Dal Vangelo secondo Giovanni (Gv 1,6-8.19-28)

Venne un uomo mandato da Dio: il suo nome era Giovanni. Egli venne come testimone per dare testimonianza alla luce, perché tutti credessero per mezzo di lui. Non era lui la luce, ma doveva dare testimonianza alla luce. Questa è la testimonianza di Giovanni, quando i Giudei gli inviarono da Gerusalemme sacerdoti e levìti a interrogarlo: «Tu, chi sei?». Egli confessò e non negò. Confessò: «Io non sono il Cristo». Allora gli chiesero: «Chi sei, dunque? Sei tu Elia?». «Non lo sono», disse. «Sei tu il profeta?». «No», rispose. Gli dissero allora: «Chi sei? Perché possiamo dare una risposta a coloro che ci hanno mandato. Che cosa dici di te stesso?». Rispose: «Io sono voce di uno che grida nel deserto: Rendete diritta la via del Signore, come disse il profeta Isaìa». Quelli che erano stati inviati venivano dai farisei. Essi lo interrogarono e gli dissero: «Perché dunque tu battezzi, se non sei il Cristo, né Elia, né il profeta?». Giovanni rispose loro: «Io battezzo nell’acqua. In mezzo a voi sta uno che voi non conoscete, colui che viene dopo di me: a lui io non sono degno di slegare il laccio del sandalo». Questo avvenne in Betània, al di là del Giordano, dove Giovanni stava battezzando.
Commento
Un’atmosfera di gioia caratterizza la III domenica di Avvento, come emerge anche del colore rosaceo dei paramenti liturgici utilizzati, che si distingue dal viola degli altri giorni di questo tempo di attesa. Il clima di gaudio discreto assicura che Dio non abbandona il suo popolo, perchè il silenzio della storia viene rotto dalla sua irruzione rispettosa. Egli non rompe i cieli con potenza, ma nell’ordinarietà delle cose manda un uomo, Giovanni, il martire della luce per suscitare la fede degli uomini nella Luce vera.

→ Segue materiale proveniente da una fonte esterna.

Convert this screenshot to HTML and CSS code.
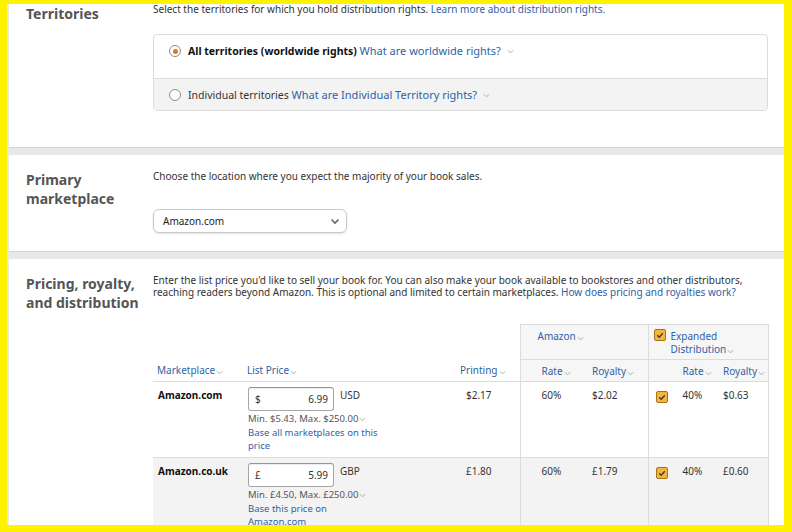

Dio agisce così, rompe il suo silenzio suscitando profeti, uomini che parlino di Lui e in suo nome. Se ascoltassimo con più attenzione le circostanze della nostra vita e del nostro tempo, certamente riconosceremmo tanti uomini “mandati da Dio”, per suscitare e rafforzare la nostra fede. Se non ci sembra che Dio ci parli o che intervenga intorno a noi, non è perché Egli abbia smesso di suscitare profeti, ma è soltanto perché il nostro cuore è incapace di riconoscerli. Quando un vero testimone sorge attorno a noi, la sua presenza suscita domande, proprio come Giovanni per i suoi contemporanei. Le domande sono sulla persona, ma in realtà sono su di noi, sull’effetto che il passaggio di quell’inviato ha sulla nostra vita. La grandezza della testimonianza di Giovanni è tale perché egli non si è mai posto come ostacolo tra il suo ministero e il fine del suo ministero: la sua persona è strumento di Colui che doveva venire, del Cristo e non ha mai ceduto alla tentazione di condurre gli altri a sè stesso. Chi è in vista, chi ha un ruolo, un ministero, anche nella Chiesa, può facilmente amare quel ruolo più di quanto ami il Signore, tanto da dimenticare il fine per cui l’ha ricevuto, che è quello di amare Cristo, testimoniarlo e indicarlo agli altri. Giovanni è modello di umiltà, di distacco da sè e di spirito di servizio, e ci insegna che, se vogliamo veramente testimoniare Gesù, dobbiamo staccarci ogni volta di nuovo da noi stessi, dall’immagine che gli altri hanno di noi, nonché dall’arrivismo e dell’ansia di prestazione. Non è l’affermazione del nostro io ammalato che dobbiamo cercare, ma piuttosto di rimpicciolire il nostro io, perché Cristo cresca: “bisogna che Egli cresca, e che io diminuisca” (Gv 3,30).